Libtorch: torch::tensor from cv::cuda::GpuMat will cause segment fault

I found if use cv::cuda::GpuMat to create tensor, it will cause a segmentfault.
my code:

cv::Mat image = cv::imread(argv[1], cv::IMREAD_COLOR);
cv::cuda::GpuMat image_device;
cv::cuda::GpuMat image_float_device;
image_device.upload(image);
image_device.convertTo(image_float_device, CV_32FC3);
at::Tensor input_tensor = torch::CUDA(torch::kFloat32).tensorFromBlob(img_float_device.data, {img_float_device.rows, img_float_device.cols, 3});
std::cout << "all finished!" << std::endl;
return 0;

The sentence “all finished!” could be print.
But it will cause a segment fault, I guess maybe due to the tensor destructor ?
How could I fix the problem?
Appreciate for any help~

anyone could help~!!!

See this:

I see no performance gain when using GpuMat vs using Mat.

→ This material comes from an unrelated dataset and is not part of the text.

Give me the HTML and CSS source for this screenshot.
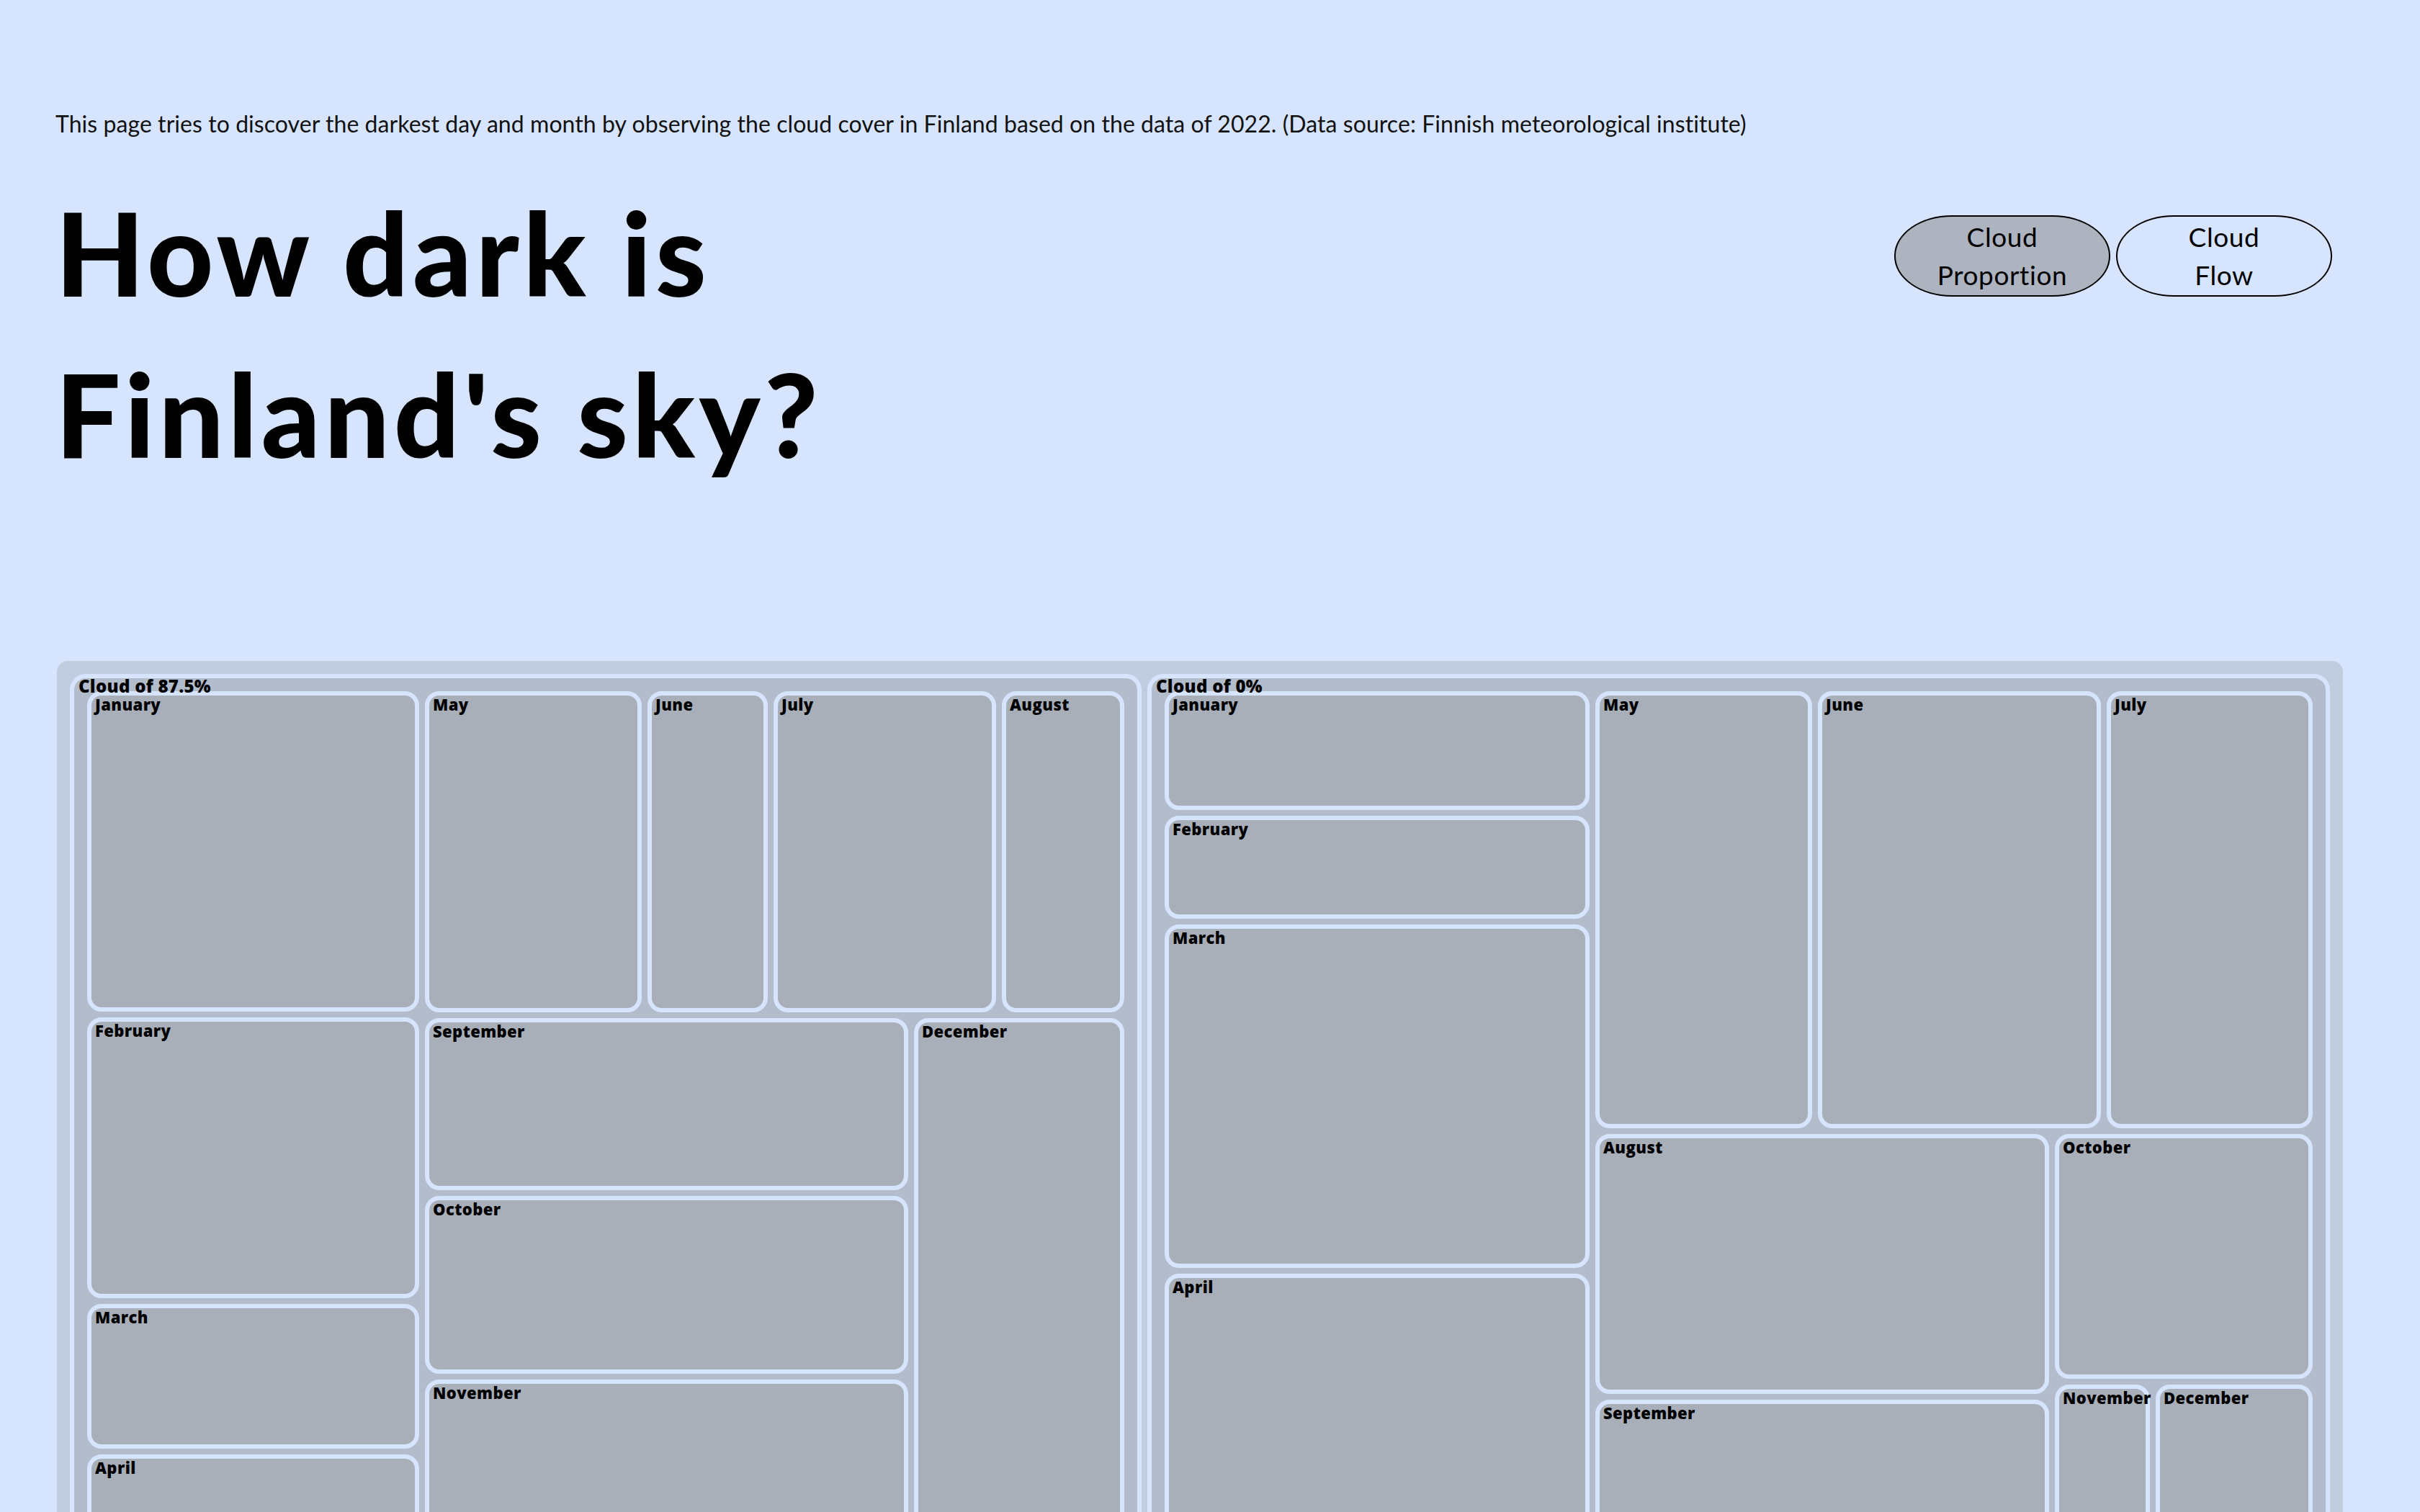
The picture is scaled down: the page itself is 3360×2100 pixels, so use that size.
FILE: index.html
```html
<!DOCTYPE html>
<html lang="en">
<head>
<meta charset="utf-8">
<title>How dark is Finland's sky?</title>
<link rel="stylesheet" href="styles.css">
</head>
<body>
<main class="page">
  <p class="intro">This page tries to discover the darkest day and month by observing the cloud cover in Finland based on the data of 2022. (Data source: Finnish meteorological institute)</p>
  <header class="hero">
    <h1 class="title">How dark is<br>Finland's sky?</h1>
    <nav class="views">
      <button class="view-btn active" type="button"><span>Cloud Proportion</span></button>
      <button class="view-btn" type="button"><span>Cloud Flow</span></button>
    </nav>
  </header>

  <section class="treemap">
    <div class="group fix" style="flex-basis:1488px">
      <span class="group-label">Cloud of 87.5%</span>
      <div class="row rest">
        <div class="col fix" style="flex-basis:461px">
          <div class="tile fix" style="flex-basis:445px">January</div>
          <div class="tile fix" style="flex-basis:390px">February</div>
          <div class="tile fix" style="flex-basis:201px">March</div>
          <div class="tile rest">April</div>
        </div>
        <div class="col rest">
          <div class="row fix" style="flex-basis:446px">
            <div class="tile fix" style="flex-basis:301px">May</div>
            <div class="tile fix" style="flex-basis:167px">June</div>
            <div class="tile fix" style="flex-basis:309px">July</div>
            <div class="tile rest">August</div>
          </div>
          <div class="row rest">
            <div class="col fix" style="flex-basis:671px">
              <div class="tile fix" style="flex-basis:239px">September</div>
              <div class="tile fix" style="flex-basis:247px">October</div>
              <div class="tile rest">November</div>
            </div>
            <div class="tile rest">December</div>
          </div>
        </div>
      </div>
    </div>

    <div class="group rest">
      <span class="group-label">Cloud of 0%</span>
      <div class="row rest">
        <div class="col fix" style="flex-basis:590px">
          <div class="tile fix" style="flex-basis:165px">January</div>
          <div class="tile fix" style="flex-basis:143px">February</div>
          <div class="tile fix" style="flex-basis:477px">March</div>
          <div class="tile rest">April</div>
        </div>
        <div class="col rest">
          <div class="row fix" style="flex-basis:607px">
            <div class="tile fix" style="flex-basis:301px">May</div>
            <div class="tile fix" style="flex-basis:393px">June</div>
            <div class="tile rest">July</div>
          </div>
          <div class="row rest">
            <div class="col fix" style="flex-basis:630px">
              <div class="tile fix" style="flex-basis:361px">August</div>
              <div class="tile rest">September</div>
            </div>
            <div class="col rest">
              <div class="tile fix" style="flex-basis:340px">October</div>
              <div class="row rest">
                <div class="tile fix" style="flex-basis:132px">November</div>
                <div class="tile rest">December</div>
              </div>
            </div>
          </div>
        </div>
      </div>
    </div>
  </section>
</main>
</body>
</html>
```

FILE: styles.css
```css
html {
  background: #d6e4fd;
}

body {
  margin: 0;
  background: #d6e4fd;
  color: #000;
  font-family: Lato, "Noto Sans", sans-serif;
}

::-webkit-scrollbar {
  width: 30px;
}

::-webkit-scrollbar-track {
  background: #fafafa;
  border-left: 1px solid #e6e6e6;
}

::-webkit-scrollbar-thumb {
  background: #c1c1c1;
  border: solid transparent;
  border-width: 0 5px 0 7px;
  background-clip: padding-box;
}

.page {
  width: 3253px;
  box-sizing: border-box;
  padding: 0 0 171px 79px;
}

.intro {
  margin: 150px 0 0 -2px;
  font-size: 32px;
  line-height: 44px;
  font-weight: 400;
  letter-spacing: 0.06px;
  color: #111;
}

.hero {
  display: flex;
  justify-content: space-between;
  align-items: flex-start;
  padding-right: 15px;
  margin-top: 44px;
}

.title {
  margin: 0 0 0 -2px;
  font-size: 160px;
  line-height: 224px;
  font-weight: 900;
  letter-spacing: 5.6px;
}

.views {
  display: flex;
  gap: 8px;
  margin-top: 61px;
}

.view-btn {
  width: 300px;
  height: 113px;
  box-sizing: border-box;
  border: 2px solid #000;
  border-radius: 80px / 56px;
  background: transparent;
  color: #000;
  font-family: Lato, "Noto Sans", sans-serif;
  font-size: 37px;
  line-height: 53px;
  letter-spacing: 0.6px;
  padding: 0 0 2px;
  display: flex;
  align-items: center;
  justify-content: center;
  text-align: center;
  cursor: pointer;
}

.view-btn span {
  display: block;
  width: min-content;
}

.view-btn.active {
  background: #adb3bf;
}

.treemap {
  margin-top: 232px;
  width: 3174px;
  height: 2084px;
  box-sizing: border-box;
  padding: 18px;
  display: flex;
  gap: 8px;
  background: #c1cddf;
  border-radius: 15px;
}

.row {
  display: flex;
  gap: 8px;
}

.col {
  display: flex;
  flex-direction: column;
  gap: 8px;
}

.fix {
  flex-grow: 0;
  flex-shrink: 0;
  min-width: 0;
  min-height: 0;
}

.rest {
  flex: 1 1 0;
  min-width: 0;
  min-height: 0;
}

.group {
  position: relative;
  box-sizing: border-box;
  display: flex;
  padding: 18px;
  border: 6px solid #d6e4fd;
  border-radius: 22px;
  background: #b3bccb;
}

.group-label {
  position: absolute;
  top: -4px;
  left: 6px;
  font-family: "Open Sans", Lato, sans-serif;
  font-size: 24px;
  line-height: 29px;
  font-weight: 800;
  letter-spacing: 0.3px;
  white-space: nowrap;
  z-index: 1;
}

.tile {
  box-sizing: border-box;
  border: 6px solid #d6e4fd;
  border-radius: 20px;
  background: #a8afb9;
  padding: 0 5px;
  font-family: "Open Sans", Lato, sans-serif;
  font-size: 22px;
  line-height: 24px;
  font-weight: 800;
  letter-spacing: 0.4px;
  white-space: nowrap;
}
```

@dambo we use cv::cuda::resize, it save some time.
And we run model in GPU, Therefore, it is most appropriate to generate tensor directly from the GPU, eliminating the operation “tensor.to(device)”.

From your answer, it seems that it does not explain why segmentfault.
Can you explain more in detail?

But did my code also cause a segmentation fault?

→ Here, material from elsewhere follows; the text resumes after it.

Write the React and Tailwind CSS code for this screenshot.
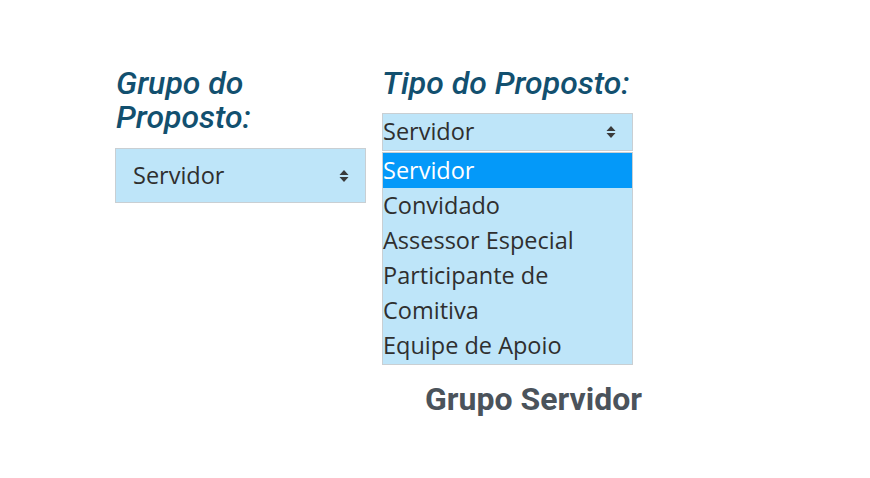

@dancedpipi What was your ultimate result? Were you able to fix your problem?

@dambo Am I also misunderstanding the from_blob? I was also under the impression that using the GpuMat should be more efficient than Mat when dealing with large datasets because you are avoiding Cpu to Gpu copies? Am I incorrect here? Would from_blob perform a copy within the GPU or would it change the way the data is referenced?